E-Commerce Operators to collect 1% GST from October 1, 2018
Goods and Services Tax (‘GST’) laws provide that every Electronic Commerce Operator (‘ECO’), not being an agent, is required to collect tax at source (‘TCS’) on the net value of taxable supplies made through it by other vendors, where the consideration for such supply is to be collected by the ECO. Although GST was introduced with effect from July 1, 2017, the provisions relating to TCS were kept in abeyance thus far. The Central Board of Indirect Taxes and Customs has now notified that the provisions pertaining to TCS would be applicable from October 1, 2018. Further, the rate of TCS has been notified to be 1% (0.5% Central GST + 0.5% State GST for intra state supply; or 1% Integrated GST for inter-state supply). Accordingly, ECOs would be required to collect 1% TCS on the net value of each taxable supply made through them with effect from October 1, 2018.
 ECO has been defined under GST to mean as any person who owns, operates or manages digital or electronic facility or platform for electronic commerce.
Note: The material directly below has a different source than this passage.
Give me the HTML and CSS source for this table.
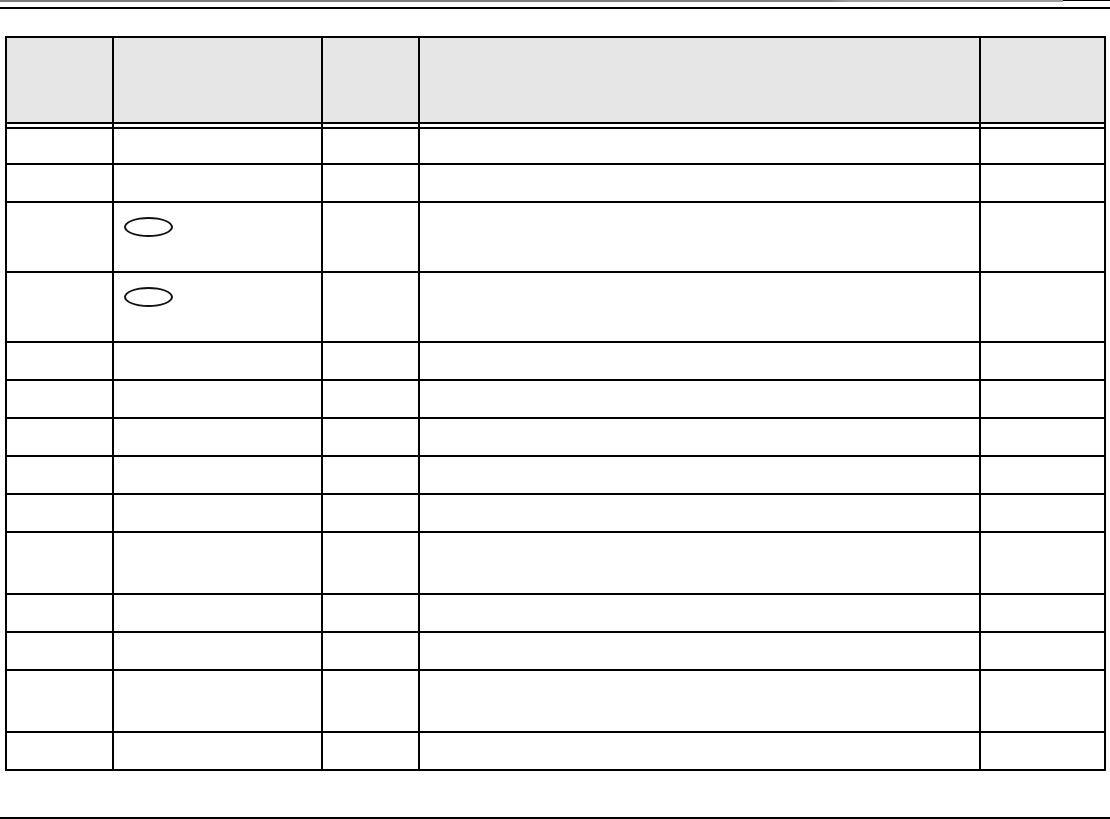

As the GST laws do not provide for centralized registration, every ECO (foreign or domestic) is required to obtain registration with GST authorities in each State where the vendors might be supplying from through such ECO, before October 1, 2018.
CBDT notifies India-Hong Kong DTAA
The Government of India had entered into a double taxation avoidance agreement (‘DTAA’) with the Hong Kong Special Administrative Region of People’s Republic of China on March 19, 2018. The DTAA came into force on November 30, 2018. The CBDT has, by way of a notification dated December 21, 2018, notified all provisions of the DTAA. Prior to this notification, India did not have a DTAA with Hong Kong. The provisions of the DTAA would be applicable for the incomes derived on or after April 1, 2019 (i.e. FY 2019-2020).